--- Directive ---
Reproduce the material below line by line, beginning with its first line and ending with the line that contains "const tabs = ['全部', '提现申请中', '提现失败', '待还款', '已还款'];"; leave out pictures.
________________________
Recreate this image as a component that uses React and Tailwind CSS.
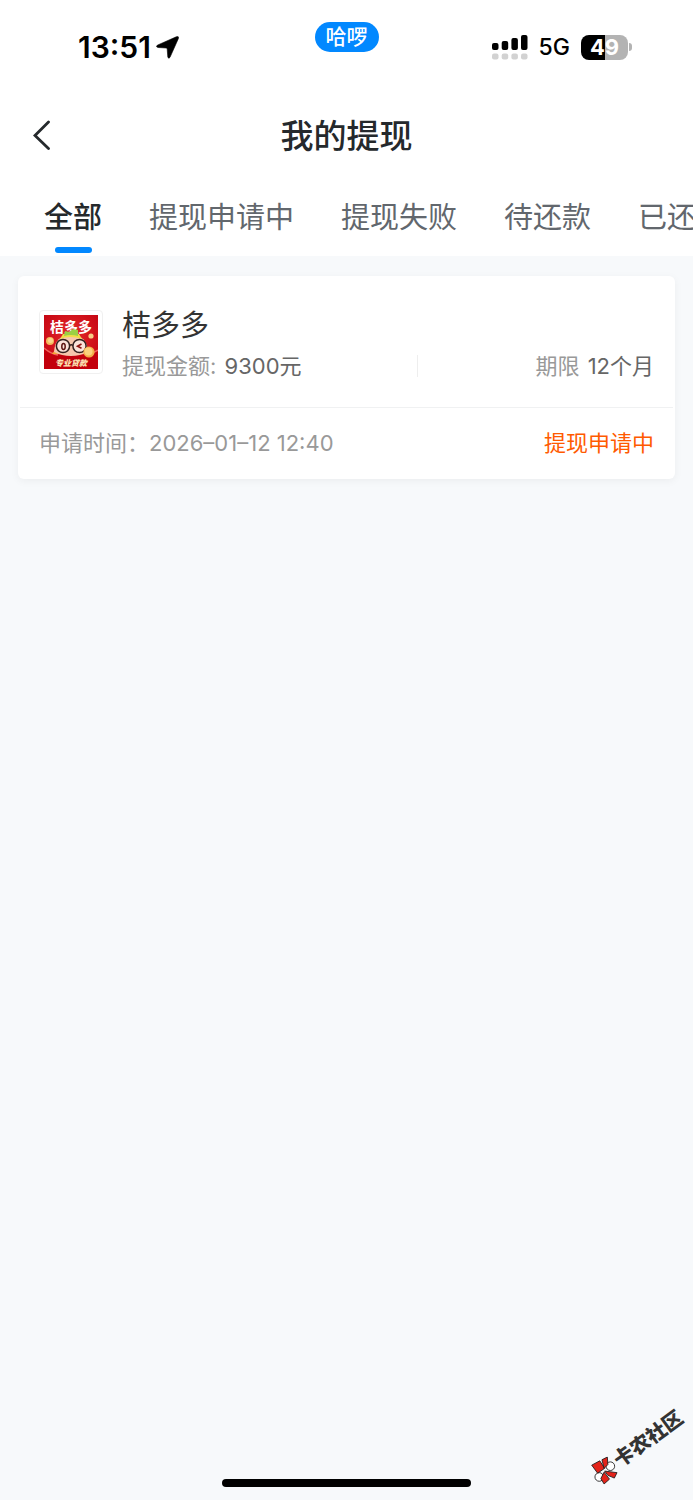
const tabs = ['全部', '提现申请中', '提现失败', '待还款', '已还款'];

function StatusBar() {
  return (
    <div className="grid h-[91px] grid-cols-3 items-start text-black">
      <div className="flex items-center gap-[5px] pt-[29px] pl-[78px]">
        <span className="text-[30px] leading-[36px] font-semibold">13:51</span>
        <svg className="h-[23px] w-[23px] shrink-0" viewBox="0 0 23 23" aria-hidden="true">
          <path
            d="M1.300 9.200 20.300.8Q23.400 0 22.300 2.700L14 21.300Q12.600 23.400 11.800 21L11.200 13Q11.100 12.100 10.200 12L2 11.500Q-.6 10.900 1.300 9.200Z"
            fill="black"
            stroke="black"
            strokeWidth="0.600"
          />
        </svg>
      </div>
      <div className="flex justify-center pt-[22px]">
        <span className="rounded-full bg-[#0288ff] px-[11px] text-[21px] leading-[30px] font-medium text-white">哈啰</span>
      </div>
      <div className="flex items-center justify-end gap-[11px] pt-[29px] pr-[61px]">
        <svg className="h-[25px] w-9" viewBox="0 0 36 25" aria-hidden="true">
          <g fill="black">
            <rect x="0" y="8" width="6.500" height="7" rx="2" />
            <rect x="9.700" y="6" width="6.500" height="9" rx="2" />
            <rect x="19.400" y="3" width="6.500" height="12" rx="2" />
            <rect x="29" y="0" width="6.500" height="15" rx="2" />
          </g>
          <g fill="#d2d2d2">
            <rect x="0" y="18.500" width="6.500" height="6" rx="2" />
            <rect x="9.700" y="18.500" width="6.500" height="6" rx="2" />
            <rect x="19.400" y="18.500" width="6.500" height="6" rx="2" />
            <rect x="29" y="18.500" width="6.500" height="6" rx="2" />
          </g>
        </svg>
        <span className="text-[23px] leading-[36px] font-medium">5G</span>
        <div className="flex items-center gap-px">
          <span className="h-[25px] w-[47px] rounded-lg bg-linear-to-r from-black from-50% to-[#b3b3b3] to-50% text-center text-[22px] leading-[25px] font-bold text-white">
            49
          </span>
          <span className="h-2 w-[3px] rounded-r-full bg-[#b3b3b3]" />
        </div>
      </div>
    </div>
  );
}

function ProductLogo() {
  return (
    <svg className="h-[54px] w-[54px]" viewBox="0 0 54 54" role="img" aria-label="桔多多">
      <defs>
        <radialGradient id="red" cx="50%" cy="40%" r="65%">
          <stop offset="0" stopColor="#e52a2c" />
          <stop offset="1" stopColor="#c50512" />
        </radialGradient>
      </defs>
      <rect width="54" height="54" fill="url(#red)" />
      <text x="27" y="17" textAnchor="middle" fontSize="14" fontWeight="700" fill="white">桔多多</text>
      <path d="M0 33q6 6 14 7h27q8-1 13-5v19H0Z" fill="#c3000c" />
      <path d="M0 33q7 6 14 7M54 35q-6 4-13 5" stroke="#f0605a" strokeWidth="1.500" fill="none" />
      <path d="m8 39 6-8 3 8Z" fill="#f4a535" />
      <path d="M10 37q1-17 17-17t17 17q-8 4-17 4t-17-4Z" fill="#f6c6ac" />
      <path d="M16 24q10-4 22 0l-3-5H19Z" fill="#f0dd48" />
      <path d="m20 21 1-5 4 1 4-3 5 1v6q-7-2-14 0Z" fill="#9bd044" />
      <circle cx="19" cy="31" r="6.600" fill="#fbe3da" stroke="#34201f" strokeWidth="1.500" />
      <circle cx="35.500" cy="31" r="6.600" fill="#fbe3da" stroke="#34201f" strokeWidth="1.500" />
      <path d="M25.500 30.500q1.800-1.500 3.500 0" stroke="#34201f" strokeWidth="1.500" fill="none" />
      <ellipse cx="19.500" cy="31.500" rx="1.700" ry="3" fill="none" stroke="#5c1512" strokeWidth="1.500" />
      <path d="m37.500 29-4 2.300 4 2" fill="none" stroke="#8c1512" strokeWidth="1.600" />
      <circle cx="6" cy="26" r="4" fill="#f5b95c" />
      <circle cx="6.500" cy="25.500" r="2.500" fill="#fbd48a" />
      <circle cx="47" cy="21" r="2.600" fill="#f8cc86" />
      <circle cx="45" cy="37" r="5.600" fill="#f3ac48" />
      <circle cx="44.500" cy="36.500" r="4" fill="#fbd07c" />
      <text x="27" y="50.500" textAnchor="middle" fontSize="8" fontWeight="900" fontStyle="italic" fill="#fbe3b4">专业贷款</text>
    </svg>
  );
}

function RecordCard() {
  return (
    <article className="mx-[18px] mt-5 rounded-md bg-white px-0.5 pt-[30px] shadow-[0_2px_8px_rgba(0,0,0,0.05)]">
      <div className="flex items-start gap-[19px] border-b border-[#f0f1f2] px-[19px] pb-[23px]">
        <div className="mt-1 shrink-0 rounded border border-[#f0f0f0] p-1">
          <ProductLogo />
        </div>
        <div className="flex-1">
          <h2 className="text-[29px] leading-[40px] font-[380] text-[#333333]">桔多多</h2>
          <div className="flex items-center justify-between pt-1 pb-0.5 text-[22px] leading-[32px] font-[380] text-[#999999]">
            <p className="flex-5">
              提现金额: <span className="ml-0.5 text-[#666666]">9300元</span>
            </p>
            <span className="h-[22px] w-px bg-[#eeeeee]" />
            <p className="flex-4 text-right">
              期限 <span className="ml-0.5 text-[#666666]">12个月</span>
            </p>
          </div>
        </div>
      </div>
      <div className="flex h-[71px] items-center justify-between px-[19px] text-[22px] font-[380]">
        <p className="text-[#999999]">申请时间：2026–01–12 12:40</p>
        <p className="text-[#ff5a00]">提现申请中</p>
      </div>
    </article>
  );
}

function Watermark() {
  return (
    <div className="absolute right-0 bottom-[39px] flex w-[112px] -rotate-36 items-center justify-center">
      <svg className="h-[28px] w-[28px] rotate-36" viewBox="0 0 26 26" aria-hidden="true">
        <g stroke="#1c1c1c" strokeWidth="0.800">
          <circle cx="18.300" cy="9" r="4" fill="white" />
          <circle cx="8" cy="19" r="4" fill="white" />
          <path d="m1 8 7.500-4 4.500 7-6.500 4.500Z" fill="#e2231a" />
          <path d="m10.500 3 5-2.500.5 7-3.500 3.500Z" fill="#e2231a" />
          <path d="m13 13.500 11.500 1.500-2.500 5-6-2.500Z" fill="#e2231a" />
          <path d="m12.500 14.500 5 6.500-5 4.500-3-5Z" fill="#e2231a" />
        </g>
      </svg>
      <span className="text-[20px] leading-6 font-black text-[#333333]">卡农社区</span>
    </div>
  );
}

export default function App() {
  return (
    <div className="relative flex min-h-screen flex-col overflow-hidden bg-[#f7f9fb] font-['Inter','Noto_Sans_CJK_SC',sans-serif]">
      <header className="bg-white">
        <StatusBar />
        <div className="grid h-[88px] grid-cols-[1fr_auto_1fr] items-center">
          <button type="button" aria-label="返回" className="ml-8 w-5">
            <svg className="h-[30px] w-5" viewBox="0 0 20 30" aria-hidden="true">
              <path d="M16.500 2 3 15.500 16.500 28.500" fill="none" stroke="#25292c" strokeWidth="2.800" strokeLinecap="round" />
            </svg>
          </button>
          <h1 className="pt-0.5 text-[33px] leading-[48px] font-medium text-[#25292c]">我的提现</h1>
        </div>
        <nav className="flex h-[77px] gap-[47px] overflow-hidden pl-11 text-[29px] leading-[42px] whitespace-nowrap">
          {tabs.map((tab, i) => (
            <button
              key={tab}
              type="button"
              className={
                i === 0
                  ? 'flex shrink-0 flex-col items-center gap-2 pt-[18px] font-medium text-[#25292c]'
                  : 'flex shrink-0 flex-col items-center pt-[18px] font-[380] text-[#62676d]'
              }
            >
              {tab}
              {i === 0 && <span className="h-1.5 w-[37px] rounded-full bg-[#0288ff]" />}
            </button>
          ))}
        </nav>
      </header>
      <main className="flex-1">
        <RecordCard />
      </main>
      <Watermark />
      <div className="mx-auto mb-[13px] h-2 w-[249px] rounded-full bg-black" />
    </div>
  );
}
________________________
--- Problem solution ---
Recreate this image as a component that uses React and Tailwind CSS.
const tabs = ['全部', '提现申请中', '提现失败', '待还款', '已还款'];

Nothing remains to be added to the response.